California warehouse activity is poised to benefit from growing export trade with China and Southeast Asia, where a booming middle class has a “growing appetite for U.S. branded products, especially fresh and frozen American food and agricultural products,” Boyd said. “Fresno’s proximity to California’s huge Central Valley food processing industry and ag sector fits well with this trend.” Smith notes that almost one million square feet of new construction is scheduled to come on line in the Fresno area in the next six to 12 months, including a nearly 500,000-square-foot spec project developer John Brelsford is finishing up just south of the city limits on a 26-acre parcel off Minnewawa and Central avenues.
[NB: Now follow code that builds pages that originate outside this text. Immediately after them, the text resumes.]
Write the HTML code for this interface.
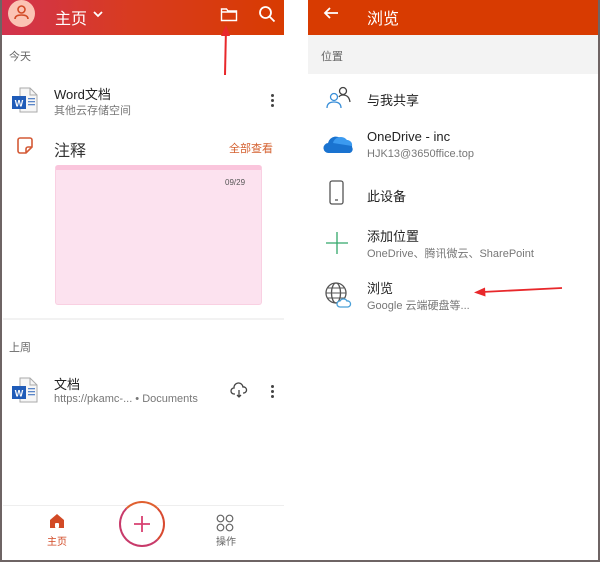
<!DOCTYPE html>
<html><head><meta charset="utf-8"><style>
*{margin:0;padding:0;box-sizing:border-box}
body{width:600px;height:562px;background:#fff;position:relative;overflow:hidden;font-family:"Liberation Sans","Noto Sans CJK SC",sans-serif;color:#222}
.a{position:absolute}
.t{font-size:13px}
.s{font-size:11px;color:#777}
</style></head><body>
<!-- outer border -->
<div class="a" style="left:0;top:0;width:2px;height:562px;background:#6e6464"></div>
<div class="a" style="left:0;top:560px;width:600px;height:2px;background:#6e6464"></div>
<div class="a" style="left:598px;top:0;width:2px;height:562px;background:#6e6464"></div>

<!-- LEFT header -->
<div class="a" style="left:2px;top:0;width:282px;height:35px;background:linear-gradient(90deg,#d2334f 0%,#d83b20 45%,#d83b01 100%)"></div>
<div class="a" style="left:8px;top:0;width:27px;height:27px;border-radius:50%;background:#fbc3b4"></div>
<svg class="a" style="left:8px;top:0" width="27" height="27" viewBox="0 0 27 27"><circle cx="13.5" cy="9.5" r="3.5" fill="none" stroke="#d24a26" stroke-width="1.6"/><path d="M7 19q0-4 6.5-4t6.5 4" fill="none" stroke="#d24a26" stroke-width="1.6"/></svg>
<div class="a" style="left:55px;top:5px;color:#fff;font-size:16px">主页</div>
<svg class="a" style="left:92px;top:10px" width="12" height="8"><path d="M2 2l4 4 4-4" fill="none" stroke="#fff" stroke-width="1.8"/></svg>
<svg class="a" style="left:220px;top:6px" width="18" height="16"><path d="M1.5 3h5l1.5 2h8.5v9.5h-15z M1.5 6h15" fill="none" stroke="#fff" stroke-width="1.4"/></svg>
<svg class="a" style="left:258px;top:5px" width="18" height="18"><circle cx="7.5" cy="7.5" r="5.5" fill="none" stroke="#fff" stroke-width="1.8"/><path d="M11.5 11.5l5 5" stroke="#fff" stroke-width="1.8"/></svg>
<!-- red arrow up -->
<svg class="a" style="left:218px;top:22px" width="16" height="56"><path d="M8 6L7 53" stroke="#e8282b" stroke-width="2"/><path d="M3 14L8 3L12 14z" fill="#e8282b"/></svg>

<div class="a s" style="left:9px;top:48px;color:#666">今天</div>
<!-- word icon -->
<svg class="a" style="left:11px;top:87px" width="28" height="28"><path d="M9 1h10l7 7v17H9z" fill="#f6f6f6" stroke="#aaa"/><path d="M19 1v7h7" fill="none" stroke="#aaa"/><rect x="17" y="11" width="7" height="1.3" fill="#5a86c8"/><rect x="17" y="14" width="7" height="1.3" fill="#5a86c8"/><rect x="17" y="17" width="7" height="1.3" fill="#5a86c8"/><rect x="1" y="9" width="14" height="13" fill="#1f5bb8"/><text x="8" y="19.5" font-size="9" fill="#fff" text-anchor="middle" font-family="Liberation Sans" font-weight="bold">W</text></svg>
<div class="a t" style="left:54px;top:84px">Word文档</div>
<div class="a s" style="left:54px;top:102px">其他云存储空间</div>
<div class="a" style="left:271px;top:94px;width:3px;height:3px;border-radius:50%;background:#444;box-shadow:0 5px #444,0 10px #444"></div>

<svg class="a" style="left:16px;top:137px" width="18" height="18"><path d="M2 3a2 2 0 012-2h10a2 2 0 012 2v7l-6 6H4a2 2 0 01-2-2z M10 16v-4a2 2 0 012-2h4" fill="none" stroke="#d45a36" stroke-width="1.6"/></svg>
<div class="a" style="left:54px;top:137px;font-size:16px;color:#333">注释</div>
<div class="a" style="left:229px;top:140px;font-size:11px;color:#d4602f">全部查看</div>
<div class="a" style="left:55px;top:165px;width:207px;height:140px;background:#fce2ef;border:1px solid #f9d0e2;border-top:5px solid #fac5dc;border-radius:3px"></div>
<div class="a" style="left:225px;top:178px;font-size:8px;color:#555">09/29</div>
<div class="a" style="left:3px;top:318px;width:281px;height:2px;background:#f2f2f2"></div>

<div class="a s" style="left:9px;top:339px;color:#666">上周</div>
<svg class="a" style="left:11px;top:377px" width="28" height="28"><path d="M9 1h10l7 7v17H9z" fill="#f6f6f6" stroke="#aaa"/><path d="M19 1v7h7" fill="none" stroke="#aaa"/><rect x="17" y="11" width="7" height="1.3" fill="#5a86c8"/><rect x="17" y="14" width="7" height="1.3" fill="#5a86c8"/><rect x="17" y="17" width="7" height="1.3" fill="#5a86c8"/><rect x="1" y="9" width="14" height="13" fill="#1f5bb8"/><text x="8" y="19.5" font-size="9" fill="#fff" text-anchor="middle" font-family="Liberation Sans" font-weight="bold">W</text></svg>
<div class="a t" style="left:54px;top:374px">文档</div>
<div class="a s" style="left:54px;top:393px">https://pkamc-... • Documents</div>
<svg class="a" style="left:230px;top:382px" width="18" height="16"><path d="M5 12H4a3 3 0 010-6 4.5 4.5 0 019-1 3 3 0 011 6h-1" fill="none" stroke="#444" stroke-width="1.3"/><path d="M9 8v7M7 13l2 2 2-2" fill="none" stroke="#444" stroke-width="1.3"/></svg>
<div class="a" style="left:271px;top:385px;width:3px;height:3px;border-radius:50%;background:#444;box-shadow:0 5px #444,0 10px #444"></div>

<div class="a" style="left:3px;top:505px;width:281px;height:1px;background:#eee"></div>
<svg class="a" style="left:49px;top:513px" width="16" height="16"><path d="M1 7L8 1l7 6v8H1z" fill="#d24a26"/><rect x="6" y="10" width="4" height="5" fill="#fff" rx="1"/></svg>
<div class="a" style="left:47px;top:533px;font-size:10px;color:#d24a26">主页</div>
<div class="a" style="left:119px;top:501px;width:46px;height:46px;border-radius:50%;border:2px solid #c83a6a;border-top-color:#e06030;border-right-color:#d84a30;background:#fff"></div>
<svg class="a" style="left:131px;top:513px" width="22" height="22"><path d="M11 3v16M3 11h16" stroke="#d84070" stroke-width="1.8"/></svg>
<svg class="a" style="left:216px;top:514px" width="18" height="18"><circle cx="4.5" cy="4.5" r="3.3" fill="none" stroke="#666" stroke-width="1.2"/><circle cx="13.5" cy="4.5" r="3.3" fill="none" stroke="#666" stroke-width="1.2"/><circle cx="4.5" cy="13.5" r="3.3" fill="none" stroke="#666" stroke-width="1.2"/><circle cx="13.5" cy="13.5" r="3.3" fill="none" stroke="#666" stroke-width="1.2"/></svg>
<div class="a" style="left:216px;top:533px;font-size:10px;color:#666">操作</div>

<!-- RIGHT -->
<div class="a" style="left:308px;top:0;width:290px;height:35px;background:#d83b01"></div>
<svg class="a" style="left:323px;top:6px" width="16" height="14"><path d="M15 7H2M7 2L2 7l5 5" fill="none" stroke="#fff" stroke-width="1.8"/></svg>
<div class="a" style="left:367px;top:5px;color:#fff;font-size:16px">浏览</div>
<div class="a" style="left:308px;top:35px;width:290px;height:39px;background:#f3f3f3"></div>
<div class="a s" style="left:321px;top:48px;color:#666">位置</div>

<svg class="a" style="left:325px;top:86px" width="26" height="24"><circle cx="9" cy="11" r="3.5" fill="none" stroke="#3a8fd8" stroke-width="1.3"/><path d="M2 22q0-6 7-6t7 6" fill="none" stroke="#3a8fd8" stroke-width="1.3"/><circle cx="18" cy="5" r="3.5" fill="none" stroke="#444" stroke-width="1.3"/><path d="M14 11q1-2 4-2 6 0 7 7" fill="none" stroke="#444" stroke-width="1.3"/></svg>
<div class="a t" style="left:367px;top:90px">与我共享</div>

<svg class="a" style="left:323px;top:134px" width="30" height="20"><path d="M6 19a5 5 0 01-1-10 8 8 0 0115-2 6 6 0 019 6 4 4 0 01-2 6z" fill="#1a73d0"/><path d="M10 9a8 8 0 0114-3 5 5 0 015 6" fill="#3b9af0"/></svg>
<div class="a t" style="left:367px;top:129px">OneDrive - inc</div>
<div class="a s" style="left:367px;top:148px">HJK13@3650ffice.top</div>

<svg class="a" style="left:329px;top:180px" width="16" height="26"><rect x="1" y="1" width="13" height="23" rx="2" fill="none" stroke="#555" stroke-width="1.3"/><path d="M6 20h3" stroke="#555" stroke-width="1.3"/></svg>
<div class="a t" style="left:367px;top:186px">此设备</div>

<svg class="a" style="left:325px;top:231px" width="24" height="24"><path d="M12 1v22M1 12h22" stroke="#33a86a" stroke-width="1.3"/></svg>
<div class="a t" style="left:367px;top:226px">添加位置</div>
<div class="a s" style="left:367px;top:245px">OneDrive、腾讯微云、SharePoint</div>

<svg class="a" style="left:324px;top:281px" width="28" height="28"><circle cx="12" cy="12" r="10" fill="none" stroke="#555" stroke-width="1.3"/><ellipse cx="12" cy="12" rx="4.5" ry="10" fill="none" stroke="#555" stroke-width="1.3"/><path d="M2 12h20M4 7h16M4 17h16" stroke="#555" stroke-width="1.1"/><path d="M16 26a3 3 0 010-6 4 4 0 017 0 3 3 0 011 6z" fill="#fff" stroke="#4aa0d8" stroke-width="1.3"/></svg>
<div class="a t" style="left:367px;top:278px">浏览</div>
<div class="a s" style="left:367px;top:297px">Google 云端硬盘等...</div>
<svg class="a" style="left:472px;top:284px" width="92" height="14"><path d="M10 8L90 4" stroke="#e8282b" stroke-width="1.8"/><path d="M2 8.5L13 3.5L13.5 12.5z" fill="#e8282b"/></svg>
</body></html>
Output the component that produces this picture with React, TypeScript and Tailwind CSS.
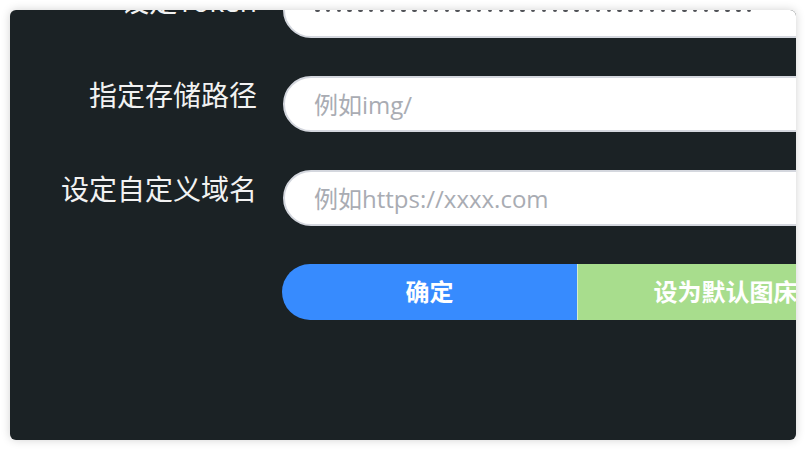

Brelsford’s Diversified Development Group is also poised to start another large spec project in the South Valley that will add some 400,000 square feet at the Visalia Industrial Park in 2016. Audino said the Valley’s central-state location “is the obvious factor” in the recent surge of industrial activity. “The overnight ground capabilities out of Fresno create a huge advantage for these companies, especially Internet fulfillment-type users,” he said. Smith agreed and said the addition of DDG’s latest spec projects will benefit the Valley’s entire industrial market. “New product is the tide that lifts all boats,” he said.